I just don't have much to say. I read all of this so fast because I couldn't bear it. These last happy moments feel so hollow knowing what's going to come.
You know, for a book that talks about the power of words and books and how they can save you, many times I find myself lost for words when I try to express what I feel about it.
There are times when I feel this book is a Dementor or something. I seem to lose all hope in humankind, and then Liesel makes me regain it. I think that's the best way I can express myself.
It is so sad and beautiful at the same time. At this point there is nothing Liesel can do for Max, except what she did, insuficient as it is it is more than enough.
Firstly, DUMPTRUCK OF FEAR, I shall never stop laughing, there needs to be a meme.
Secondly, cannot stop crying. Liesel is an incredible example of a protagonist and a human being. I wouldn't say she's fearless, but I would say she lets her hope outweigh the fear.
I think she's brave, which is more important than fearless.
Most beautiful, devastating chapter of all time. The bit where Liesel is internally narrating all their memories, I lost it once and for all.
Oh Rudy 🙁
Rudies a fag :):)
"Way of Words" is my favorite chapter in the book.
It was so beautifully written. But, it came on the heels of one chapter that says everyone will die, followed by another chapter where a suicide occurs, so I entered this chapter fully expecting Max to die. Every sweet but stupid interaction with Liesel made me more and more sure that the next sentence would have a soldier killing Max. I would say I held my breathe the whole time, but I was too busy crying to hold my breathe. I really am enjoying this book.
Like many, this is also one of my favourite chapters in the book.
I think my favourite bit is when she's got her hands on his face and Leisel is asking if it's really Max, that was where I cried a little bit.
Max <3 Leisel <3
This book <3
I confess: I laughed when I got your text. I still can't comprehend how you completely forgot about EVERYBODY DYING.
Liesel and Max's reunion during the march through Molching is one of my favorite parts of the book. I see it so clearly, and it hurts so much. The way she hands "The Word Shaker" back to him is beautiful. This is one of the parts where you can see a little bubbling of the page where one of my tears fell.
I think your timelines are still a bit confused – this IS the meeting in August (and what a beautiful, heartbreaking meeting it is).
True story: I quite literally just caught up with you. I fell behind because of work, but I'm back on page with you. I read Part 9 and the first 4 bits of Part 10 on my commute to work. Chapters 77 and 80, oh my god, the tears I shed on the man sitting next to me. I was not prepared that Rosa and Hans and everybody else were going to die as well. I assumed Rudy was going on an adventure by himself and would be killed, as sad as that would be. I forgot to pack tissues so I was digging through my purse, trying to find something that didn't exist, all while practically sobbing on the man next to me. I eventually found some spare paper napkins to wipe my tears. I got some funny looks.

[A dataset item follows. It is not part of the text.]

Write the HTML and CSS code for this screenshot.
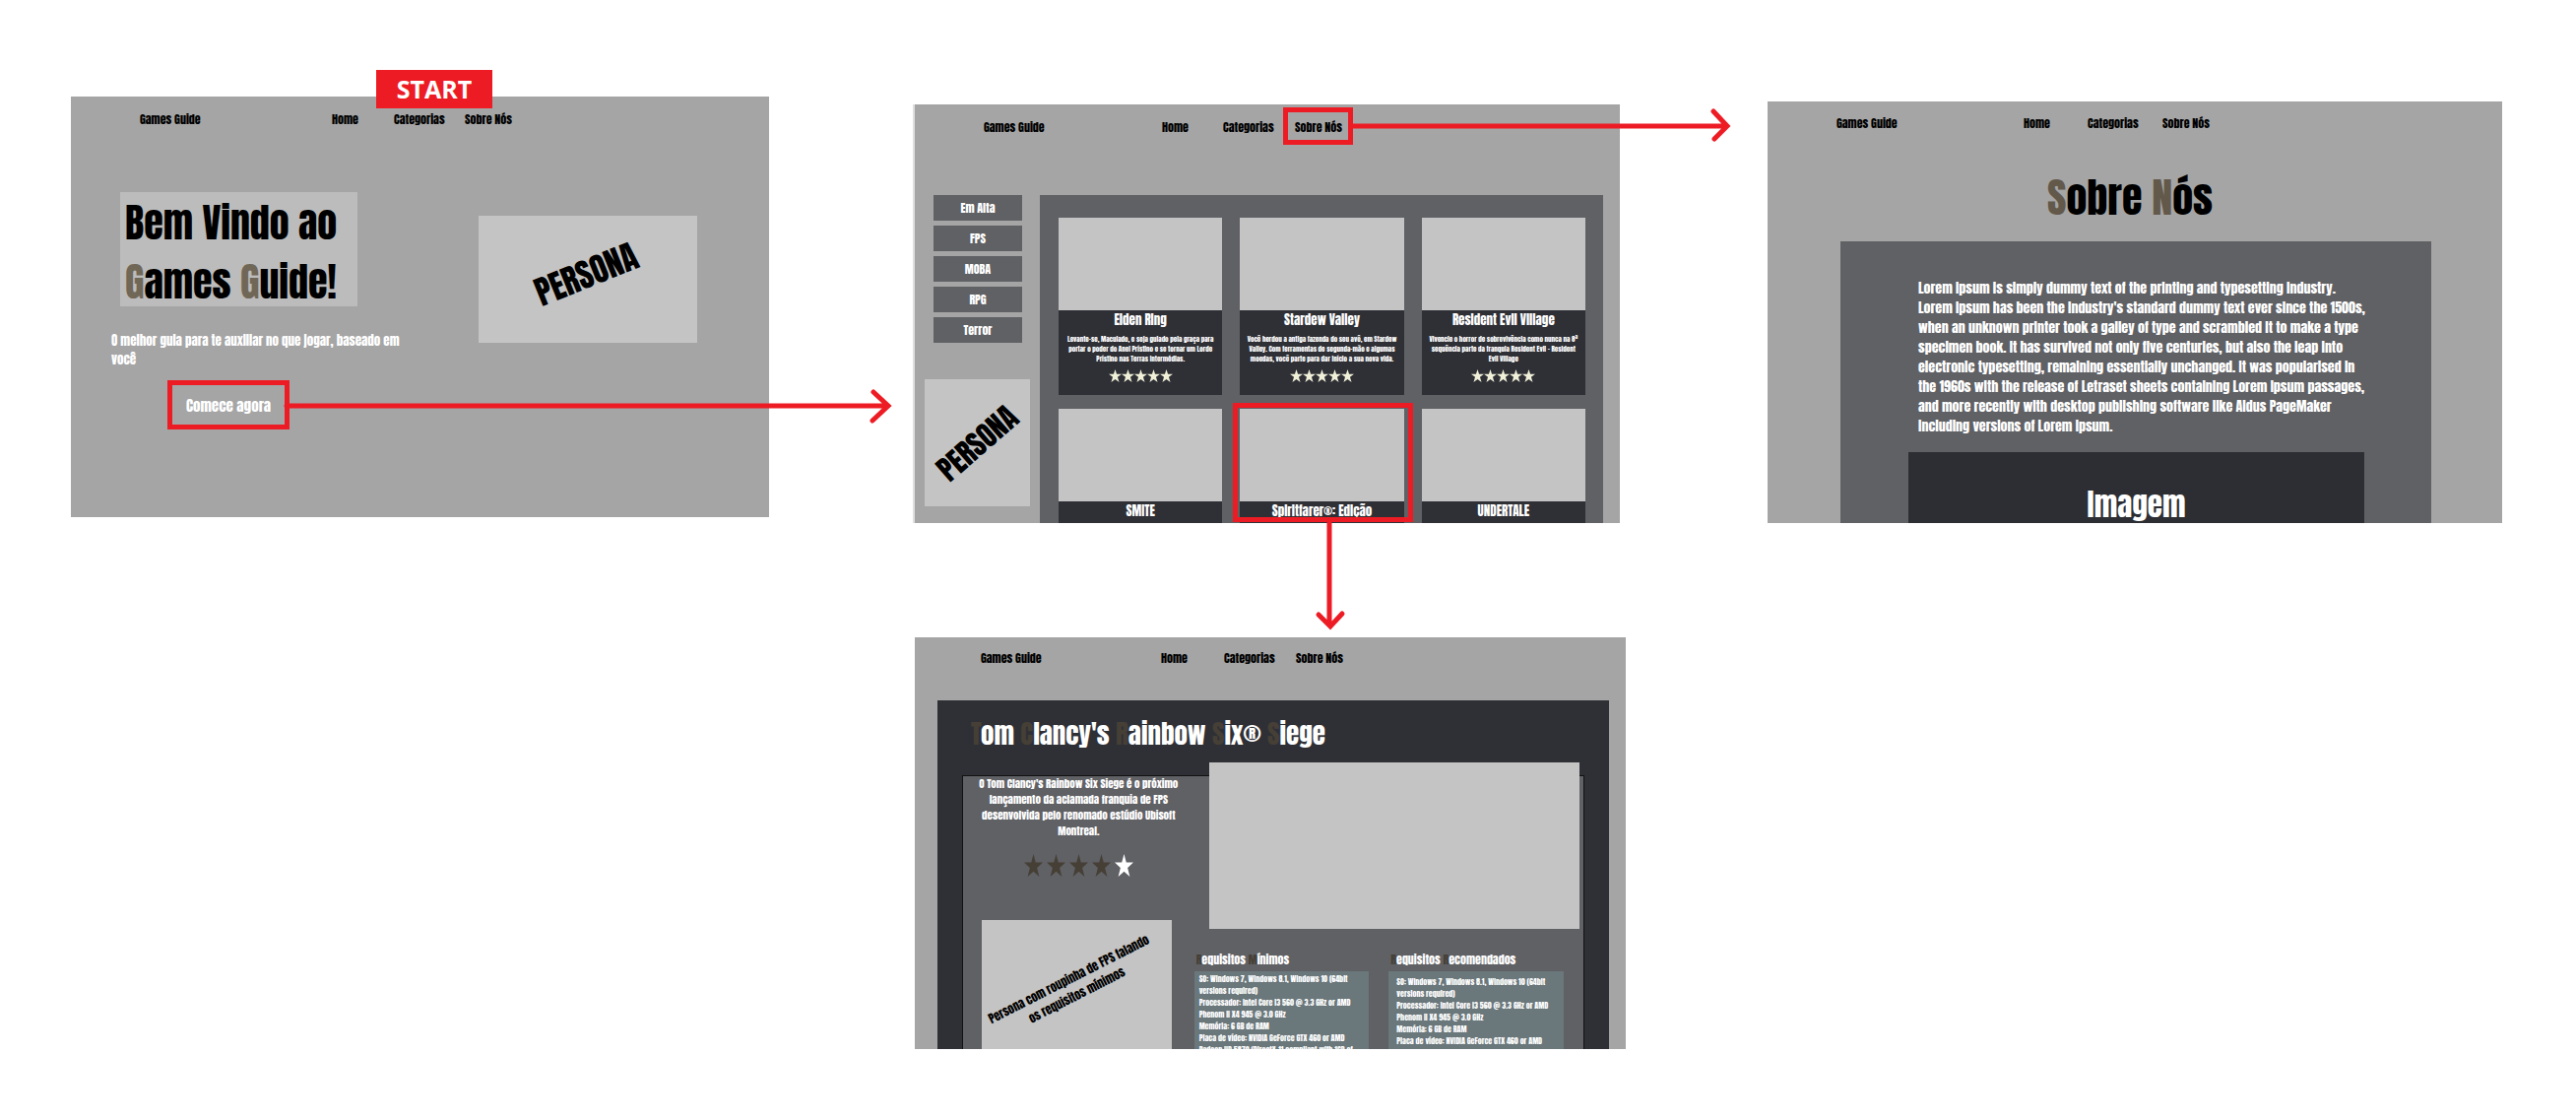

Damn you, Death, damn you. I refuse to believe you are telling the truth.
god, it's so weird. zusak somehow makes even death seem beautiful. HE'S SO TALENTED I NEVER WANT TO WRITE AGAIN!
Reading your review, when Liesel tells Max about the Word Shaker, tears welled up in my eyes. You have pinpointed it exactly: amidst all the sadness and terrible events, Liesel has hope, and personifies hope.
There is also some beautiful imagery:
"Clouds arched their backs to look behind as they started again to move on."
The clouds looked behind them, although Max could not.
And Rudy's actions. The loving way Zusak describes him holding back Liesel, taking the beating, taking the insults, but "he was able to hold her down" and save her.
Oh Rudy!
He accepted her punches as though they were presents. OH RUDY! I LOVE YOU!
Poor Liesel. I don't even want to know what it feels like to have to say goodbye to someone in this manner, being sure you'll never see the person again.
This book. It seems as every happy moment gets ruined, time after time 🙁
"But Liesel represents a beacon of hope in The Book Thief. Even if her hope is foolish and pointless and involves no real benefit to her, she still hopes. As someone who fights my own cynicism with a brutish force, I feel drawn to this hopeful light again and again. If Liesel can feel hope, I can as well."
That. Is. Beautiful.
And re: Death – I forget if he outright lies, so I don't know if he is strictly speaking an unreliable narrator, but he's definitely one who is, shall we say, not straightforward. And I love that, because unreliable narrators who you can't quite trust are a lot of fun to write and to read 🙂
Found this and thought it fit the idea of the book. And this whole blog, really. http://www.demotivation.us/books-1247061.html
Way of the Words is my favorite chapter in the book. It's immensely sad, of course, but I can't get over the beauty of the writing. The lines "There once was a strange, small man. But there was a word shaker too," (and so many others!) get me every time.
I know, I keep going back and re-reading it. And crying every time. Glutton for heartbreak, but oh my god the movingness!